Our main medium to get our message across to our interlocutors from the very first day when we started as PMs, was the existing press. In addition to this, we made use of meetings and other assemblies we used to hold now and then. At the beginning, the use of new information technologies was quite limited but, with the aggravation of the censorship of the press, we increasingly relied on these alternative electronic media, making good use of the resolutions we had passed in this domain. Working in coordination with the Ministry of Communication, we did our best in order to get these new media to the widest possible range of users across the society with a reasonable bandwidth. We were among the first groups to use Internet and emails as a main tool in order to address our audiences. That has always been difficult and continues to be so. In particular when you consider that the radio and TV channels are monopolized by the State.
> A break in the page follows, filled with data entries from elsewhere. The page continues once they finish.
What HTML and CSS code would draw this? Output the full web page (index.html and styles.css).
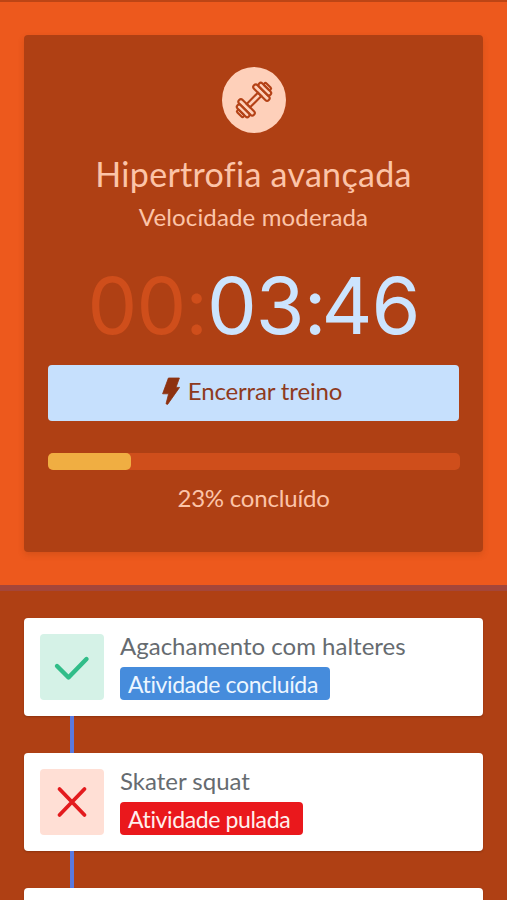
FILE: index.html
```
<!DOCTYPE html>
<html lang="pt-BR">
<head>
<meta charset="utf-8">
<title>Treino</title>
<link rel="stylesheet" href="styles.css">
</head>
<body>
<main class="screen">
  <section class="hero">
    <div class="session">
      <div class="session-icon">
        <svg width="64" height="66" viewBox="0 0 64 66" fill="none" stroke="#b44217" stroke-width="2.1">
          <g transform="translate(32 33) rotate(-45)">
            <rect x="-8" y="-2.4" width="16" height="4.8"/>
            <rect x="-13" y="-10.5" width="5" height="21" rx="2.5"/>
            <rect x="-17.6" y="-8" width="4.6" height="16" rx="2.3"/>
            <rect x="-20.6" y="-4.4" width="3" height="8.8" rx="1.5"/>
            <rect x="8" y="-10.5" width="5" height="21" rx="2.5"/>
            <rect x="13" y="-8" width="4.6" height="16" rx="2.3"/>
            <rect x="17.6" y="-4.4" width="3" height="8.8" rx="1.5"/>
          </g>
        </svg>
      </div>
      <h1 class="title">Hipertrofia avançada</h1>
      <p class="pace">Velocidade moderada</p>
      <div class="timer"><span class="idle">00:</span><span>03<span class="colon">:</span>46</span></div>
      <button class="finish">
        <svg width="18" height="28" viewBox="0 0 18 28"><path d="M6.4 1H17.4L14 10.4H17.6L5.6 27.4L4 26.8L6.6 16.8H.6Z" fill="#8e3210" stroke="#8e3210" stroke-width=".8" stroke-linejoin="round"/></svg>
        <span>Encerrar treino</span>
      </button>
      <div class="track"><div class="fill"></div></div>
      <p class="percent">23% concluído</p>
    </div>
  </section>
  <section class="list">
    <article class="item">
      <div class="state done"><svg width="64" height="66" viewBox="0 0 64 66"><path d="M17 32L28.5 43.5L46.5 25" fill="none" stroke="#31bd89" stroke-width="4.4" stroke-linecap="round" stroke-linejoin="round"/></svg></div>
      <div class="info"><h2 class="name">Agachamento com halteres</h2><span class="tag tag-done"><span>Atividade concluída</span></span></div>
    </article>
    <div class="link"></div>
    <article class="item">
      <div class="state skipped"><svg width="64" height="66" viewBox="0 0 64 66"><path d="M19.5 20L44.5 46M44.5 20L19.5 46" fill="none" stroke="#e31b1e" stroke-width="3.8" stroke-linecap="round"/></svg></div>
      <div class="info"><h2 class="name">Skater squat</h2><span class="tag tag-skipped"><span>Atividade pulada</span></span></div>
    </article>
    <div class="link"></div>
    <article class="item"></article>
  </section>
</main>
</body>
</html>
```
FILE: styles.css
```
* { box-sizing: border-box; }
body { margin: 0; background: #af4014; font-family: Lato, "Liberation Sans", sans-serif; font-weight: 400; font-variant-ligatures: none; }
h1, h2, p { margin: 0; font-weight: 400; white-space: nowrap; }
svg { display: block; }
.screen { height: 900px; overflow: hidden; border-top: 2px solid #bd4515; }
.hero { height: 589px; padding: 33px 24px 0; background: #ed591d; border-bottom: 6px solid #a4463a; }
.session { height: 517px; padding: 32px 24px 0; display: flex; flex-direction: column; align-items: center; background: #af4014; border-radius: 4px; box-shadow: 0 3px 6px rgba(120, 50, 10, .2); width: 459px; }
.session-icon { width: 64px; height: 66px; border-radius: 50%; background: #fed0ba; flex: none; }
.title { margin-top: 19px; font-size: 34px; line-height: 44px; color: #fcc4a8; letter-spacing: .3px; }
.pace { margin-top: 5px; font-size: 24px; line-height: 32px; color: #fcc4a8; letter-spacing: .15px; }
.timer { margin-top: 20px; font: 370 79px/105px Inter, sans-serif; height: 112px; color: #cce4fe; letter-spacing: -1px; white-space: nowrap; }
.colon { letter-spacing: -5px; }
.idle { color: #cf4e1b; }
.finish { width: 411px; height: 56px; flex: none; margin: 0 auto; padding: 0 3px 4px 0; border: 0; border-radius: 4px; background: #c6e0fd; display: flex; align-items: center; justify-content: center; gap: 8px; font: 24px/32px Lato, "Liberation Sans", sans-serif; letter-spacing: -.15px; color: #8e3a20; }
.track { width: 412px; height: 17px; flex: none; margin-top: 32px; border-radius: 5px; background: #cf4e1b; }
.fill { width: 83px; height: 100%; border-radius: 5px; background: #f0ae42; }
.percent { margin-top: 12px; font-size: 24px; line-height: 32px; color: #fcc4a8; letter-spacing: -.2px; }
.list { padding: 27px 24px 0; }
.item { width: 459px; height: 98px; padding: 16px; display: flex; gap: 16px; background: #fff; border-radius: 4px; box-shadow: 0 1px 2px rgba(80, 25, 0, .35); }
.state { width: 64px; height: 66px; flex: none; border-radius: 4px; }
.done { background: #d5f2e7; }
.skipped { background: #ffdfd5; }
.info { display: flex; flex-direction: column; align-items: flex-start; }
.name { height: 33px; font-size: 24px; line-height: 23px; color: #666b70; }
.tag { height: 33px; padding-left: 8px; border-radius: 4px; font-size: 23px; line-height: 34px; letter-spacing: -.37px; white-space: nowrap; }
.tag-done { width: 210px; background: #468cdc; color: #edf6ff; }
.tag-skipped { width: 183px; background: #ea181c; color: #fff0ee; }
.link { width: 4px; height: 37px; margin-left: 46px; background: #5979df; }
```
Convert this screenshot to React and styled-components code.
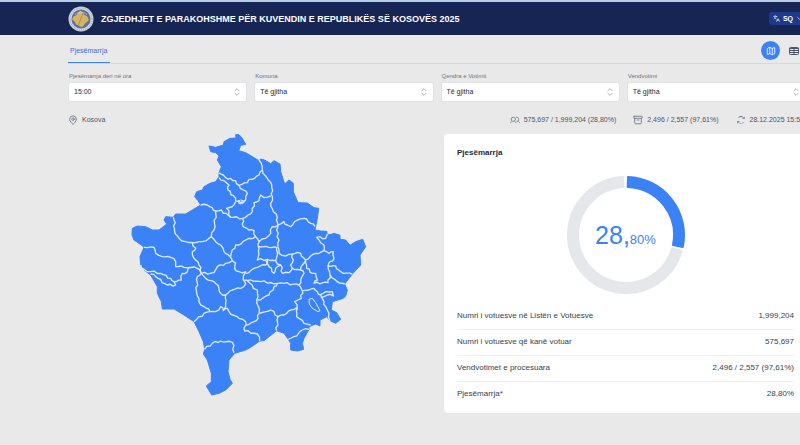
import styled, { createGlobalStyle } from "styled-components";
import { LuArchive, LuMapPin, LuMap, LuLanguages, LuChevronDown, LuChevronsUpDown } from "react-icons/lu";
import { PiUsers, PiArrowsClockwise } from "react-icons/pi";

const filters = [
  { id: "ora", label: "Pjesëmarrja deri në ora", value: "15:00" },
  { id: "komuna", label: "Komuna", value: "Të gjitha" },
  { id: "qendra", label: "Qendra e Votimit", value: "Të gjitha" },
  { id: "vendvotimi", label: "Vendvotimi", value: "Të gjitha" },
];

const rows = [
  ["Numri i votuesve në Listën e Votuesve", "1,999,204"],
  ["Numri i votuesve që kanë votuar", "575,697"],
  ["Vendvotimet e procesuara", "2,496 / 2,557 (97,61%)"],
  ["Pjesëmarrja*", "28,80%"],
];

const country =
  "255,48 275,52 298,45 300,35 318,25 336,24 335,14 345,14 354,24 365,43 350,46 344,62 365,68 405,92 410,87 422,90 440,101 450,92 468,102 470,125 482,162 495,150 508,160 508,185 522,218 550,219 570,233 584,235 580,265 573,300 590,303 608,304 610,315 622,313 630,310 648,316 648,328 665,330 678,346 695,335 716,328 725,350 708,375 710,405 685,432 662,462 670,480 665,498 658,505 625,515 622,540 638,548 650,568 635,580 618,572 608,560 588,570 588,588 575,582 555,590 555,598 540,625 535,640 539,658 520,663 500,660 500,640 493,628 480,610 458,602 435,620 420,632 407,633 380,652 365,660 332,670 315,690 312,725 318,748 325,760 305,780 285,790 263,795 247,768 262,755 262,730 250,690 238,672 242,658 238,635 225,605 210,575 180,555 150,537 115,537 112,515 100,490 100,470 80,435 60,420 50,405 48,380 60,352 52,345 30,330 24,315 25,295 40,288 65,290 85,300 105,300 118,290 128,282 120,270 125,260 148,262 155,252 185,252 205,240 230,225 222,212 212,200 218,185 235,180 240,170 258,160 275,155 285,140 285,128 292,110 280,90 285,78 275,68 260,65";

const borders = [
  "285,128 298,135 305,143 320,145 335,152 345,166 370,158 375,148 385,148 405,135 415,120 412,100 405,90",
  "285,143 300,152 315,165 312,180 328,197 335,213 350,218 362,215",
  "345,166 358,180 370,190 365,210 350,218",
  "335,215 325,230 308,235 320,262",
  "230,225 250,225 265,233 275,243 292,240 298,250 312,255 320,262 355,265 365,262 372,255 385,245 390,218 405,212 410,195 420,203 440,198",
  "415,120 430,145 443,165 445,200 440,220 448,245 460,262 462,285",
  "462,285 480,275 490,285 500,290 520,270 540,265 548,267 560,280 573,290",
  "275,243 270,300 262,320 235,335 205,338 185,335 165,325 152,305 150,270 148,262",
  "262,320 275,335 290,345 300,365 318,380",
  "355,265 358,290 375,300 390,302 395,320 405,335 425,325 440,310 445,290 462,285",
  "395,320 375,325 365,330 345,345 335,345 325,360 320,380",
  "205,338 215,355 205,365 210,385 225,405 232,430",
  "60,352 90,352 95,370 115,380 140,382 155,395 155,410 180,412 220,415 232,430",
  "232,430 270,428 280,410 305,400 325,392 318,380",
  "50,405 60,418 80,425 110,430 140,445 150,455 155,465 130,465 95,440 80,432",
  "150,455 172,450 175,430 190,425 195,412",
  "232,430 220,440 218,490 225,515 240,530 258,545",
  "210,575 240,550 258,545 275,545 290,530 298,542 310,535 315,545 345,565 365,575 362,603 400,612 407,633",
  "232,430 245,445 270,455 285,475 290,490 305,495 305,520 300,540",
  "305,495 325,480 350,475 365,462 358,450",
  "325,392 335,400 332,415 345,425 365,425 358,438 358,450 380,450 410,455 440,458 480,460 525,465 535,482",
  "365,430 385,418 400,412 425,405 430,390",
  "535,482 555,480 570,475 580,485 590,495 600,515 605,530 615,550 618,572",
  "590,493 605,485 625,485 628,498 610,495 590,503",
  "535,482 532,505 512,515 520,535 518,560 540,580 560,585",
  "520,532 500,540 480,555 462,560 440,540 425,545 405,550 402,565 390,575 365,585",
  "462,560 458,602",
  "370,452 388,475 400,480 398,510 405,548",
  "400,510 435,495 450,470 460,460",
  "493,628 510,620 535,600 555,598",
  "242,658 265,640 290,633 325,637 330,668",
  "405,335 405,355 403,380 400,390 430,388 455,392 460,375 458,352 435,352 405,350",
  "462,285 458,300 465,330 462,350 465,370 485,378 505,372 530,370 545,390",
  "545,390 560,378 575,370 600,362 600,345 585,330 578,322 605,325 610,312",
  "600,362 615,370 628,365 630,385 618,395 612,408 635,408 650,425 685,432",
  "545,390 535,405 530,420 540,430 530,450 525,465",
  "545,390 548,415 565,430 575,430 580,450 570,460 612,458 618,435 612,408",
  "618,435 640,455 662,462",
  "425,390 435,410 450,430 455,415 470,405 475,430 495,428 505,415 530,420",
  "505,372 508,390 500,405 505,415",
  "455,392 460,402 470,405",
];

const lakes = [
  "555,508 565,505 575,518 588,542 582,545 565,535 556,522",
  "342,213 350,210 360,213 356,221 345,221",
];

// breaks long straight stretches of a border into small bends
function bend(points) {
  const list = points.split(" ").map((p) => p.split(",").map(Number));
  const out = [list[0]];
  for (let i = 1; i < list.length; i++) {
    const [x1, y1] = list[i - 1];
    const [x2, y2] = list[i];
    const length = Math.hypot(x2 - x1, y2 - y1);
    const steps = Math.max(1, Math.round(length / 9));
    for (let s = 1; s < steps; s++) {
      const t = s / steps;
      const shift = (((x1 * 7 + y2 * 3 + s * 5) % 7) - 3) * 1.1;
      out.push([
        x1 + (x2 - x1) * t - ((y2 - y1) / length) * shift,
        y1 + (y2 - y1) * t + ((x2 - x1) / length) * shift,
      ]);
    }
    out.push([x2, y2]);
  }
  return out.join(" ");
}

// ring segment between two angles, in degrees clockwise from the top
function segment(from, to, outer, inner) {
  const point = (deg, r) => {
    const a = ((deg - 90) * Math.PI) / 180;
    return `${60 + r * Math.cos(a)} ${60 + r * Math.sin(a)}`;
  };
  const large = to - from > 180 ? 1 : 0;
  return `M${point(from, outer)} A${outer} ${outer} 0 ${large} 1 ${point(to, outer)} L${point(to, inner)} A${inner} ${inner} 0 ${large} 0 ${point(from, inner)} Z`;
}

function Emblem() {
  return (
    <svg width="26" height="26" viewBox="0 0 52 52" aria-hidden="true">
      <circle cx="26" cy="26" r="25" fill="#cfd6e0" />
      <circle cx="26" cy="26" r="22" fill="none" stroke="#8d98ab" strokeWidth="2" strokeDasharray="2 2" />
      <circle cx="26" cy="26" r="19" fill="#5a7193" />
      <path d="M24 9l6 4 3 5 5 2 4 8-4 4-4 3-4 6-4 1-5-3-5-2-2-5-6-5 3-6 6-3 3-4z" fill="#d8b365" />
      <path d="M30 14l-9 24" stroke="#b08e4b" strokeWidth="2" />
      <path d="M14 17q12-9 24 0" fill="none" stroke="#e7e9ee" strokeWidth="2" strokeDasharray="2 2" />
    </svg>
  );
}

function TableIcon() {
  return (
    <svg viewBox="0 0 20 20" fill="none" stroke="currentColor" strokeWidth="2" aria-hidden="true">
      <rect x="1" y="3" width="18" height="14" rx="2" />
      <path d="M1 5h18M1 9h18M1 13h18M10 5v12" />
    </svg>
  );
}

export default function App() {
  return (
    <>
      <GlobalStyle />
      <Page>
        <Header>
          <Inner>
            <Brand>
              <Emblem />
              <Title>ZGJEDHJET E PARAKOHSHME PËR KUVENDIN E REPUBLIKËS SË KOSOVËS 2025</Title>
            </Brand>
            <Language type="button">
              <LuLanguages />
              SQ
              <LuChevronDown />
            </Language>
          </Inner>
        </Header>

        <Main>
          <Tabs>
            <Tab type="button">Pjesëmarrja</Tab>
            <Views>
              <ViewButton type="button" aria-label="Harta" $active>
                <LuMap />
              </ViewButton>
              <ViewButton type="button" aria-label="Tabela">
                <TableIcon />
              </ViewButton>
            </Views>
          </Tabs>

          <Filters>
            {filters.map((f) => (
              <Field key={f.id}>
                <Label htmlFor={f.id}>{f.label}</Label>
                <SelectBox>
                  <Select id={f.id}>
                    <option>{f.value}</option>
                  </Select>
                  <LuChevronsUpDown />
                </SelectBox>
              </Field>
            ))}
          </Filters>

          <Summary>
            <Fact>
              <LuMapPin />
              Kosova
            </Fact>
            <Facts>
              <Fact>
                <PiUsers />
                575,697 / 1,999,204 (28,80%)
              </Fact>
              <Fact>
                <LuArchive />
                2,496 / 2,557 (97,61%)
              </Fact>
              <Fact>
                <PiArrowsClockwise />
                28.12.2025 15:58
              </Fact>
            </Facts>
          </Summary>

          <Content>
            <MapArea>
              <svg width="236" height="262" viewBox="21 12 708 786" role="img" aria-label="Kosova">
                <polygon points={country} fill="#3b82f6" stroke="#3b82f6" strokeWidth="3" strokeLinejoin="round" />
                <g fill="none" stroke="#dbeafe" strokeWidth="4" strokeLinejoin="round">
                  {borders.map((points) => (
                    <polyline key={points} points={bend(points)} />
                  ))}
                  {lakes.map((points) => (
                    <polygon key={points} points={points} strokeWidth="3" />
                  ))}
                </g>
              </svg>
            </MapArea>

            <Card>
              <CardTitle>Pjesëmarrja</CardTitle>
              <Chart>
                <svg width="120" height="120" viewBox="0 0 120 120" aria-hidden="true">
                  <g strokeWidth="2" strokeLinejoin="round">
                    <path d={segment(106, 357, 58, 48)} fill="#e5e7eb" stroke="#e5e7eb" />
                    <path d={segment(2, 102, 58, 48)} fill="#3b82f6" stroke="#3b82f6" />
                  </g>
                </svg>
                <Percent>
                  28,<small>80%</small>
                </Percent>
              </Chart>
              <Table>
                <tbody>
                  {rows.map(([name, value]) => (
                    <tr key={name}>
                      <th scope="row">{name}</th>
                      <td>{value}</td>
                    </tr>
                  ))}
                </tbody>
              </Table>
            </Card>
          </Content>
        </Main>
      </Page>
    </>
  );
}

const GlobalStyle = createGlobalStyle`
  * {
    box-sizing: border-box;
  }

  body {
    margin: 0;
    background: #e9e9e9;
    color: #374151;
    font-family: "Liberation Sans", Arial, sans-serif;
    font-size: 8px;
    line-height: 12px;
  }

  button,
  select {
    font: inherit;
  }
`;

const Page = styled.div`
  min-height: 100vh;
  overflow: hidden;
`;

const Header = styled.header`
  background: #172554;
  border-top: 2px solid #b5cde4;
`;

const Inner = styled.div`
  display: flex;
  align-items: center;
  justify-content: space-between;
  height: 33px;
  margin: 0 -6px 0 68px;
`;

const Brand = styled.div`
  display: flex;
  align-items: center;
  gap: 7px;
`;

const Title = styled.h1`
  margin: 0;
  color: #fff;
  font-size: 9px;
  font-weight: 700;
`;

const Language = styled.button`
  display: flex;
  align-items: center;
  gap: 3px;
  height: 13px;
  padding: 0 3px 0 4px;
  border: 0;
  border-radius: 3px;
  background: #1e3a8a;
  color: #fff;
  font-size: 7px;
  font-weight: 700;
  white-space: nowrap;

  svg {
    width: 7px;
    height: 7px;
  }
`;

const Main = styled.main`
  margin: 0 -6px 0 68px;
`;

const Tabs = styled.div`
  display: flex;
  align-items: flex-end;
  justify-content: space-between;
  height: 29px;
  border-bottom: 1px solid #d6d9de;
`;

const Tab = styled.button`
  height: 24px;
  padding: 0 3px 0 2px;
  border: 0;
  border-bottom: 1px solid #3b82f6;
  background: none;
  color: #3b6fe0;
  font-size: 7px;
`;

const Views = styled.div`
  display: flex;
  gap: 4px;
  padding: 0 3px 3px 0;
`;

const ViewButton = styled.button`
  display: grid;
  place-items: center;
  width: 19px;
  height: 19px;
  padding: 0;
  border: 0;
  border-radius: 50%;
  background: ${(p) => (p.$active ? "#3b82f6" : "none")};
  color: ${(p) => (p.$active ? "#fff" : "#4b5563")};

  svg {
    width: 10px;
    height: 10px;
  }
`;

const Filters = styled.div`
  display: grid;
  grid-template-columns: repeat(4, 1fr);
  gap: 7px;
  padding-top: 7px;
`;

const Field = styled.div`
  display: flex;
  flex-direction: column;
`;

const Label = styled.label`
  padding-left: 1px;
  color: #6b7280;
  font-size: 6px;
  line-height: 11px;
`;

const SelectBox = styled.div`
  position: relative;

  svg {
    position: absolute;
    top: 5px;
    right: 5px;
    width: 10px;
    height: 10px;
    color: #9ca3af;
    pointer-events: none;
  }
`;

const Select = styled.select`
  appearance: none;
  display: block;
  width: 100%;
  height: 20px;
  padding: 0 5px;
  border: 1px solid #e1e3e7;
  border-radius: 3px;
  background: #fff;
  color: #1f2937;
  font-size: 7px;
`;

const Summary = styled.div`
  display: flex;
  justify-content: space-between;
  padding: 12px 2px 8px 0;
`;

const Facts = styled.div`
  display: flex;
  gap: 17px;
`;

const Fact = styled.span`
  display: flex;
  align-items: center;
  gap: 4px;
  color: #4b5563;
  font-size: 7px;
  white-space: nowrap;

  svg {
    width: 10px;
    height: 10px;
    color: #6b7280;
  }
`;

const Content = styled.div`
  display: grid;
  grid-template-columns: 1fr 1fr;
  align-items: start;
  gap: 14px;
`;

const MapArea = styled.div`
  display: flex;
  justify-content: center;
`;

const Card = styled.section`
  padding: 13px 12px 6px 13px;
  border-radius: 4px;
  background: #fff;
`;

const CardTitle = styled.h2`
  margin: 0;
  color: #1f2937;
  font-size: 8px;
  line-height: 12px;
`;

const Chart = styled.div`
  position: relative;
  display: flex;
  justify-content: center;
  padding: 16px 0 8px;
`;

const Percent = styled.div`
  position: absolute;
  inset: 16px 0 8px;
  display: flex;
  align-items: baseline;
  justify-content: center;
  color: #3b82f6;
  font-size: 25px;
  line-height: 120px;

  small {
    font-size: 13px;
  }
`;

const Table = styled.table`
  width: 100%;
  border-collapse: collapse;

  th,
  td {
    height: 26px;
    padding: 0;
    font-weight: 400;
    text-align: left;
  }

  td {
    text-align: right;
  }

  tr + tr {
    border-top: 1px solid #eef0f2;
  }
`;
The State does not allow the slightest media opening through official channels in order for you to address your interlocutors. Last but not least, given the importance of satellite channels and their impact inside the country, we have never neglected their potential and have always pursued the goal of putting them at use for our purposes, even if being broadcast from abroad, their use may bring us criticism from inside. Back then, when we were students, Internet usage was quite limited. So, we used campus and university journals with limited circulations, in order to remain in touch with our supporters. We also tried to use the Persian language media outside the country. These media outside would publish our interviews and, inside the country, we could measure their impact. We also used meetings and assemblies in order to build a face-to-face relationship with our interlocutors and supporters and exchange our views. Family networks also played a role in getting our message across to other students and their relatives and getting feedbacks from them. As student members of the Advar Tahkim, we used our strategic partners in Daftar Tahkim Vahdat, in order to develop and strengthen our social and political networks, while each organization maintaining its own identity. We first tried to build bridges among like-minded groups, drawing on the experiences of a large spectrum of political families, from the National Front to the Religious-nationalists and the Left. Based on

common goals, we tried to connect these rings together. Due to age differences and diverse political backgrounds, tensions would occur every now and then. But, with the insistence of the younger students pushing for more cooperation, we succeeded in convincing these various groups to engage in more collaborative works while maintaining a separation of task between each of them. As a result, petitions and communiqués were published, some having more than 600 signatories. In our civil engagement, we proceeded in the same manner. For that purpose too, we set up a Civil Communication Committee. Through that, we got in touch with other social and civil groups and learned about their respective goals and agendas. These were the Workers and the Women, and, of course, the Students as our main priority. Following the Reform period and once the Conservative came to power, given that meanwhile these movements had grown in importance, we tried, so far as our means would allow us, to remain engaged with them and interact in a constructive manner. Within our own organization of Advar Tahkim, up to 4 or 5 such socially and civil rightsoriented movements were represented, compensating their own lack of means using to a limited extent what we could put at their disposal. Our adversaries monitored these activities and we thought that even in the event of a crackdown, our networks would still be strong enough to sustain the pressures and survive and, in any case, the work being done was worth the risk being taken and its eventual price to be paid. And what we feared, eventually took place some three years ago when, during the commemorations of the 18 of Tir events or the anniversary of the student uprising in 1999, the offices of our organization, Advar Tahkim, were shut down. These organizations and their networks were the red line that our adversaries could not stand. During the interrogations conducted by the security forces, we were constantly reminded that no such networks would be tolerated, even if the Workers, Women, Students or Teachers organizations behind them could not be entirely suppressed. Those who were arrested were being told that Students issues had nothing to do with Teachers and that Workers and Women issues were unrelated to each other. Despites these pressures, we did not retreat from our positions and, as a result, during these past years, each time one of these social categories expressed its discontent, others

would join the protest in solidarity. This was in the domain of civil rights. We reproduced these experiences in that of our professional work with new communication technologies, in the sense that we networked with NGOs supportive of our activities or involved in this arena as users of the Internet. With pressures mounting inside, we pursued our networking activism outside the country, being certain that at some point, these networks would prove instrumental in supporting the ongoing movement of the Iranian people inside the country. And we continue doing precisely this.